§ **Exercise prompt**: Quote the data below in full, minus the images.

■ ■ ■ ■ ■

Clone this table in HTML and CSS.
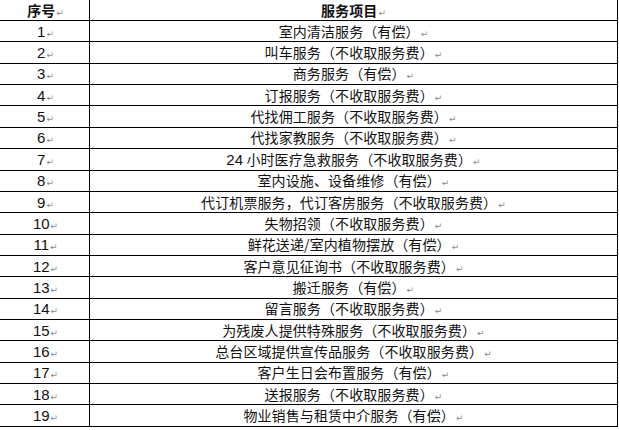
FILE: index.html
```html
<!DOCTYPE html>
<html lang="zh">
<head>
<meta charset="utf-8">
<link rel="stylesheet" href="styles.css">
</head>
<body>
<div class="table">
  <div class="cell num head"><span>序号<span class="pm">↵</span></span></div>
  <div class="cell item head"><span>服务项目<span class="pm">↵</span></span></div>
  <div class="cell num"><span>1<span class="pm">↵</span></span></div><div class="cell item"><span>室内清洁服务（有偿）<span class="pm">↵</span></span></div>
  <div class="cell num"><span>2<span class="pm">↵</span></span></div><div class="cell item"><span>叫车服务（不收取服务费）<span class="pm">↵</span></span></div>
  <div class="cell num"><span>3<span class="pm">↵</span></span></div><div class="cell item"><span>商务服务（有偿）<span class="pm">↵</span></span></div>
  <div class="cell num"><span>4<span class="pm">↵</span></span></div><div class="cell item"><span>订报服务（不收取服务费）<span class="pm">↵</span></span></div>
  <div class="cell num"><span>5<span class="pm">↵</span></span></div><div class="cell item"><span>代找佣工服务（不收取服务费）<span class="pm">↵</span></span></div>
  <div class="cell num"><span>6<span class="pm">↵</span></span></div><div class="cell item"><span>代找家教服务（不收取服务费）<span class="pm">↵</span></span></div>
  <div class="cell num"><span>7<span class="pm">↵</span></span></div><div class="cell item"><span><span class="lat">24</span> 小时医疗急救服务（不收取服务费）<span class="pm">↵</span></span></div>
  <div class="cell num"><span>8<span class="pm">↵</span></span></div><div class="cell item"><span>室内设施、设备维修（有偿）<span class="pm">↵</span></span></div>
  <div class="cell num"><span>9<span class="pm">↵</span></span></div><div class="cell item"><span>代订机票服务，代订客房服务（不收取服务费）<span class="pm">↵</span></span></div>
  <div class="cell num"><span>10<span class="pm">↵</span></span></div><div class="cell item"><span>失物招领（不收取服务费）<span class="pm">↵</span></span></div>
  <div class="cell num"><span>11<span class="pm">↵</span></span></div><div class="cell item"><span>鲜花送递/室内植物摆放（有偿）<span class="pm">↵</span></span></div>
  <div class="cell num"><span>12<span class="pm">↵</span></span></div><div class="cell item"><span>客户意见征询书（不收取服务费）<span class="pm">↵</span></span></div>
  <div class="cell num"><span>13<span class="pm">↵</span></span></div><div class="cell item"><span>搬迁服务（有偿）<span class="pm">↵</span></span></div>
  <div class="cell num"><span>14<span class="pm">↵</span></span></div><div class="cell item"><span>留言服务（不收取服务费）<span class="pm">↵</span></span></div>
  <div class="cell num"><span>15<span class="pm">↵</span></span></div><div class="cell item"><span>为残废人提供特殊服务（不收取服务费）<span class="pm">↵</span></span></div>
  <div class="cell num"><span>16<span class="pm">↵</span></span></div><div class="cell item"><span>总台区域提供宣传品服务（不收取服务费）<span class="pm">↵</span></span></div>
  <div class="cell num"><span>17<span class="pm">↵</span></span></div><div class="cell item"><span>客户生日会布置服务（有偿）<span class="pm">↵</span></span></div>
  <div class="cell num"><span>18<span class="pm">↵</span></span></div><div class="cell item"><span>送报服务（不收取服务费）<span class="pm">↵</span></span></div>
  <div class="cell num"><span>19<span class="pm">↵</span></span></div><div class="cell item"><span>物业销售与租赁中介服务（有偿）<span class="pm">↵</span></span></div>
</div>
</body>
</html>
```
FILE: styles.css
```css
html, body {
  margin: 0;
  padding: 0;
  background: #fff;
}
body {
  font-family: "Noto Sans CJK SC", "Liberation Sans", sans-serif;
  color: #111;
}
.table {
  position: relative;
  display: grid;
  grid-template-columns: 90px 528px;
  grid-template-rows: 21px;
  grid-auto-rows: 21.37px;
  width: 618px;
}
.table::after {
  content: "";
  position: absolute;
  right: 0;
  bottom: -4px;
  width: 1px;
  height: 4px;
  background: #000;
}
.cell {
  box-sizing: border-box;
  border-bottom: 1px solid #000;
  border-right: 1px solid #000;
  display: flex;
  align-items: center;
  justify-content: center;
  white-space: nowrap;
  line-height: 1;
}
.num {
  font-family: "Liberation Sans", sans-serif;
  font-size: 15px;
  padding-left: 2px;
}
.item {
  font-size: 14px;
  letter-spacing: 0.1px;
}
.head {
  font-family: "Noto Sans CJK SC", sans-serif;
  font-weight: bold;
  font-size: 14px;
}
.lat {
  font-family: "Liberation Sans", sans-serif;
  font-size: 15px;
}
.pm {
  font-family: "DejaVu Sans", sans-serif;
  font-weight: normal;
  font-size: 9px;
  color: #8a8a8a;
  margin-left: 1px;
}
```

■ ■ ■ ■ ■

§ **Exercise answer**:
Clone this table in HTML and CSS.
FILE: index.html
```html
<!DOCTYPE html>
<html lang="zh">
<head>
<meta charset="utf-8">
<link rel="stylesheet" href="styles.css">
</head>
<body>
<div class="table">
  <div class="cell num head"><span>序号<span class="pm">↵</span></span></div>
  <div class="cell item head"><span>服务项目<span class="pm">↵</span></span></div>
  <div class="cell num"><span>1<span class="pm">↵</span></span></div><div class="cell item"><span>室内清洁服务（有偿）<span class="pm">↵</span></span></div>
  <div class="cell num"><span>2<span class="pm">↵</span></span></div><div class="cell item"><span>叫车服务（不收取服务费）<span class="pm">↵</span></span></div>
  <div class="cell num"><span>3<span class="pm">↵</span></span></div><div class="cell item"><span>商务服务（有偿）<span class="pm">↵</span></span></div>
  <div class="cell num"><span>4<span class="pm">↵</span></span></div><div class="cell item"><span>订报服务（不收取服务费）<span class="pm">↵</span></span></div>
  <div class="cell num"><span>5<span class="pm">↵</span></span></div><div class="cell item"><span>代找佣工服务（不收取服务费）<span class="pm">↵</span></span></div>
  <div class="cell num"><span>6<span class="pm">↵</span></span></div><div class="cell item"><span>代找家教服务（不收取服务费）<span class="pm">↵</span></span></div>
  <div class="cell num"><span>7<span class="pm">↵</span></span></div><div class="cell item"><span><span class="lat">24</span> 小时医疗急救服务（不收取服务费）<span class="pm">↵</span></span></div>
  <div class="cell num"><span>8<span class="pm">↵</span></span></div><div class="cell item"><span>室内设施、设备维修（有偿）<span class="pm">↵</span></span></div>
  <div class="cell num"><span>9<span class="pm">↵</span></span></div><div class="cell item"><span>代订机票服务，代订客房服务（不收取服务费）<span class="pm">↵</span></span></div>
  <div class="cell num"><span>10<span class="pm">↵</span></span></div><div class="cell item"><span>失物招领（不收取服务费）<span class="pm">↵</span></span></div>
  <div class="cell num"><span>11<span class="pm">↵</span></span></div><div class="cell item"><span>鲜花送递/室内植物摆放（有偿）<span class="pm">↵</span></span></div>
  <div class="cell num"><span>12<span class="pm">↵</span></span></div><div class="cell item"><span>客户意见征询书（不收取服务费）<span class="pm">↵</span></span></div>
  <div class="cell num"><span>13<span class="pm">↵</span></span></div><div class="cell item"><span>搬迁服务（有偿）<span class="pm">↵</span></span></div>
  <div class="cell num"><span>14<span class="pm">↵</span></span></div><div class="cell item"><span>留言服务（不收取服务费）<span class="pm">↵</span></span></div>
  <div class="cell num"><span>15<span class="pm">↵</span></span></div><div class="cell item"><span>为残废人提供特殊服务（不收取服务费）<span class="pm">↵</span></span></div>
  <div class="cell num"><span>16<span class="pm">↵</span></span></div><div class="cell item"><span>总台区域提供宣传品服务（不收取服务费）<span class="pm">↵</span></span></div>
  <div class="cell num"><span>17<span class="pm">↵</span></span></div><div class="cell item"><span>客户生日会布置服务（有偿）<span class="pm">↵</span></span></div>
  <div class="cell num"><span>18<span class="pm">↵</span></span></div><div class="cell item"><span>送报服务（不收取服务费）<span class="pm">↵</span></span></div>
  <div class="cell num"><span>19<span class="pm">↵</span></span></div><div class="cell item"><span>物业销售与租赁中介服务（有偿）<span class="pm">↵</span></span></div>
</div>
</body>
</html>
```
FILE: styles.css
```css
html, body {
  margin: 0;
  padding: 0;
  background: #fff;
}
body {
  font-family: "Noto Sans CJK SC", "Liberation Sans", sans-serif;
  color: #111;
}
.table {
  position: relative;
  display: grid;
  grid-template-columns: 90px 528px;
  grid-template-rows: 21px;
  grid-auto-rows: 21.37px;
  width: 618px;
}
.table::after {
  content: "";
  position: absolute;
  right: 0;
  bottom: -4px;
  width: 1px;
  height: 4px;
  background: #000;
}
.cell {
  box-sizing: border-box;
  border-bottom: 1px solid #000;
  border-right: 1px solid #000;
  display: flex;
  align-items: center;
  justify-content: center;
  white-space: nowrap;
  line-height: 1;
}
.num {
  font-family: "Liberation Sans", sans-serif;
  font-size: 15px;
  padding-left: 2px;
}
.item {
  font-size: 14px;
  letter-spacing: 0.1px;
}
.head {
  font-family: "Noto Sans CJK SC", sans-serif;
  font-weight: bold;
  font-size: 14px;
}
.lat {
  font-family: "Liberation Sans", sans-serif;
  font-size: 15px;
}
.pm {
  font-family: "DejaVu Sans", sans-serif;
  font-weight: normal;
  font-size: 9px;
  color: #8a8a8a;
  margin-left: 1px;
}
```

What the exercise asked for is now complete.